Analytics event schema (sample)

{
  "form_id": "checkout_v3",
  "session_id": "uuid",
  "events": [
    {"t":"form_started","ts":1695752000},
    {"t":"field_view","f":"email"},
    {"t":"field_input","f":"email","len":17},
    {"t":"field_blur","f":"email"},
    {"t":"field_error","f":"email","code":"invalid_format"},
    {"t":"form_submit"},
    {"t":"form_error_summary","items":2},
    {"t":"form_abandon","last_f":"postal_code","step":2}
  ]
}

Frequently asked questions

How many fields should my form have?

Keep only what you can justify. Each field should map to a user or business need. If a field is optional for the task, defer it with progressive profiling. Measure completion and field error rates to decide what to remove next.

Should I use a multi-step form or a single page?

Use single-page when the form is short and focused; use multi-step when topics differ or the flow is long. Always show honest progress and allow save/resume for long tasks.
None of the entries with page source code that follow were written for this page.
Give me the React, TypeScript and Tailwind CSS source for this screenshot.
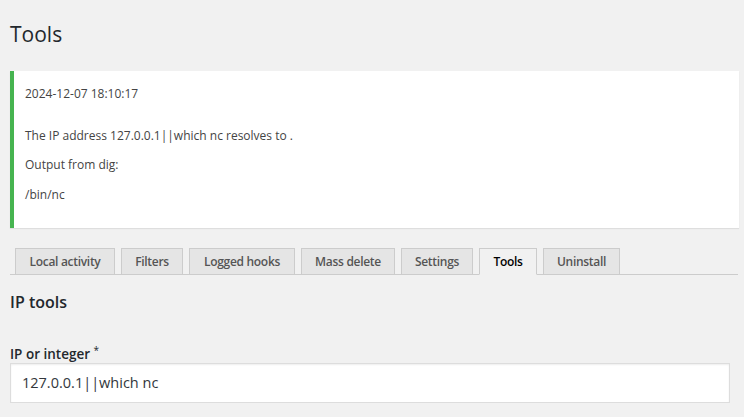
const tabs = [
  { label: "Local activity", w: "w-[100px]" },
  { label: "Filters", w: "w-[62px]" },
  { label: "Logged hooks", w: "w-[106px]" },
  { label: "Mass delete", w: "w-[94px]" },
  { label: "Settings", w: "w-[72px]" },
  { label: "Tools", w: "w-[58px]" },
  { label: "Uninstall", w: "w-[77px]" },
];

function App() {
  return (
    <div
      className="min-h-screen w-full bg-[#f1f1f1] pl-[10px] pr-[5px] text-[#444]"
      style={{ fontFamily: '"Open Sans", "Noto Sans", sans-serif' }}
    >
      <h1 className="pt-[20px] text-[21px] leading-[29px] font-normal text-[#23282d]">
        Tools
      </h1>

      <div className="mt-[22px] bg-white border-l-4 border-[#46b450] shadow-[0_1px_1px_rgba(0,0,0,0.08)] pl-[11px] pt-[13px] pb-[23px] text-[12px] leading-[20px]">
        <p className="h-[20px]">2024-12-07 18:10:17</p>
        <p className="mt-[22px]">The IP address 127.0.0.1||which nc resolves to .</p>
        <p className="mt-[9px]">Output from dig:</p>
        <p className="mt-[10px]">/bin/nc</p>
      </div>

      <div className="mt-[20px] flex gap-[6px] pl-[5px] border-b border-[#ccc] mr-[1px]">
        {tabs.map((t) =>
          t.label === "Tools" ? (
            <div
              key={t.label}
              className={`${t.w} h-[27px] -mb-px flex items-center justify-center border border-[#ccc] border-b-[#f1f1f1] bg-[#f1f1f1] text-[12px] tracking-[-0.3px] font-semibold text-black`}
            >
              {t.label}
            </div>
          ) : (
            <div
              key={t.label}
              className={`${t.w} h-[27px] -mb-px flex items-center justify-center border border-[#ccc] bg-[#e5e5e5] text-[12px] tracking-[-0.3px] font-semibold text-[#555]`}
            >
              {t.label}
            </div>
          )
        )}
      </div>

      <h2 className="mt-[15px] text-[16px] leading-[24px] font-semibold text-[#23282d]">
        IP tools
      </h2>

      <label className="mt-[32px] block text-[13.5px] leading-[17px] font-semibold text-[#23282d]">
        IP or integer <sup className="text-[10px] font-normal">*</sup>
      </label>

      <div className="mt-0 mr-[9px] h-[40px] bg-white border border-[#ddd] shadow-[inset_0_1px_2px_rgba(0,0,0,0.07)] flex items-center pl-[11px] text-[14.5px] text-[#32373c]">
        127.0.0.1||which nc
      </div>
    </div>
  );
}

export default App;
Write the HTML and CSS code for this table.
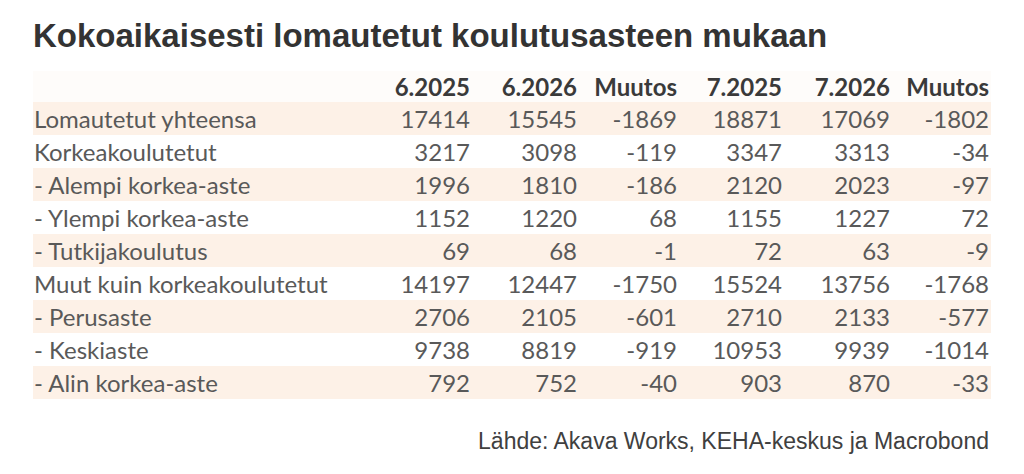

For a framework, see Multi-Step vs Single-Page Forms.

What makes a good error message?

Be specific, near the field, and actionable: “Enter a phone number with country code (e.g., +44 20 7946 0018).” Pair a top error summary with links to each invalid field and return focus programmatically. Keep tone neutral and respectful.

Are placeholders okay to use as labels?

No. Placeholders disappear when typing and hurt accessibility. Keep a visible label at all times and use hint text for examples. See the usability research from the Nielsen Norman Group on placeholders for details.

How do I make forms accessible without heavy ARIA?

Start with semantic HTML: label/for, fieldset/legend, input types, and correct tab order. Add aria-describedby to link hints and errors, and aria-invalid on invalid fields. Follow WCAG 2.2 for target size, focus, and error identification.

What should I track to improve my form over time?

Track starts, submits, step drop-off, and per-field events: views, inputs, blurs, errors, and time. Watch the highest-error and slowest fields first. Pair analytics with A/B tests to confirm which changes actually help.